What does my family have to do with this? Just hang on, I'm getting to that... I come from not only Pioneer stock, but folks that helped found Quebec in 1530, fought in the French Indian War (on the French Side), moved to NY in the 1700's fought in the Revolutionary War, and when Westward expansion happened after Lewis and Clark, they went close on their heels to the great NW in search of the Fur Trade (not to mention my Spanish ancestors that were on the expidition that founded San Franscicoin 1775)...Yes, Fearless Leader comes from a long line of trouble making French folk and Spaniards (throw in some Irish, and now I start makin' ALL kinds of sense don't I?)....the women in my family can only be described best by my late great uncle, "Beware a Rivers' woman (my maiden name, "de la Riviere" before anglocized) they are intrepid beasts made to civilize the uncivilized...don't argue with 'em you'll never win..."

Ok, you really think I'm side tracked now...but again bear with me...

As I walked through the buildings, I looked at the decor.

Most of it was somewhat period in feel, but most of the crocheted table cloths, and hand towels, dish rags etc were more modern, but they kept the feel... I thought of the hands that made these items...and why they made these items.

The same reason the ladies of my family would have made things in their rudimentary homes (waiting for the nice house to be built). A table cloth not only beautified their surroundings, but saved the pretty wood from the table that had been brought around the Cape by boat from Boston. The rag rugs saved the wood floor from spills, and mud, was much easier to replace than the floor that had to be swept, mopped and waxed.

Doilies provided some cheer, and still protected the beautiful things that they treasured...


It wasn't peasant work. An educated woman like my great-grandmother who not only ensured that her husband couldn't buy a car without her learning to drive (the tales of her ostrich feather hat whipping in the wind as she sped through our town are of legendary proportion), and her roofing a church on the same day as kicking her brothers out of the local tavern, axe in hand while fighting for the right of women to vote, would not have purchased doilies unless to help a neighbor who needed cash...she made her own, in her spare time (little that she had) to preserve the good furniture and provide her home with some pretty things...
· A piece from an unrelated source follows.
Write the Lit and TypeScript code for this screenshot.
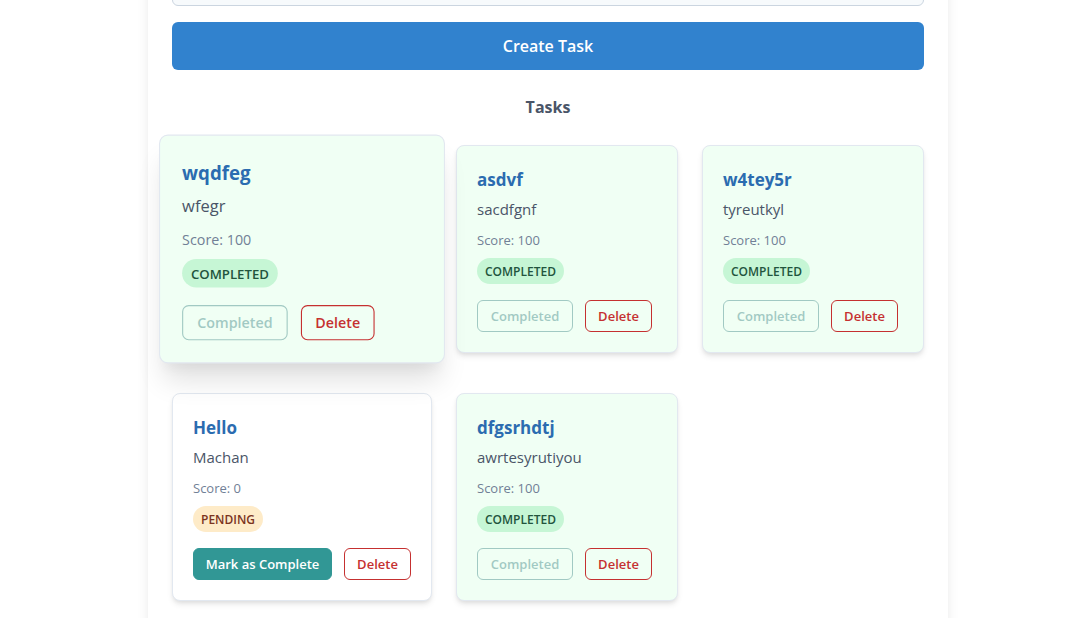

No wonder people who have never had such stories in their background, or history known to them think of crochet in terms of peasant/not peasant. Instead of considering that the situation was more like this: people worked hard building a civilization that we can enjoy, and used their hands not only to work hard but to make pretty and useful items for their homes. It was leisure, it was pleasure, and those who didn't like to do it, might have paid a widow, or poorer housewife for their labor (ever heard of buying local?) to help out and save someone's pride...

This is where the snobbery stops... Right here! Right NOW!

Here's the deal folks, in the total of human history we have in general (but for a few and I mean very few individuals) have had to work hard to survive. At one point in our history this was a valued thing...people took pride in what they did, no matter what they did...and to dismiss said acts with snobbery is just plain wrong...

Given the current economic climate, many of us may turn to making our gifts versus buying them in a store...Does it make our gifts less meaningful?

NO! In fact, compared to the cookie cutter, imported plastic doohickies we can pick up in any large impersonal big box store, maybe making something is the RIGHT thing to do, both economically, environmentally, ethically and morally...may it's not...I don't know, only you can judge that for yourself...

Let us value these things, dated as they may be, historic as they are, they are OUR crocheting heritage...Anyone want to snob on that one?? And frankly, I DO value things made by human hands no matter what social class the hands come from...I'm just that kind of people person.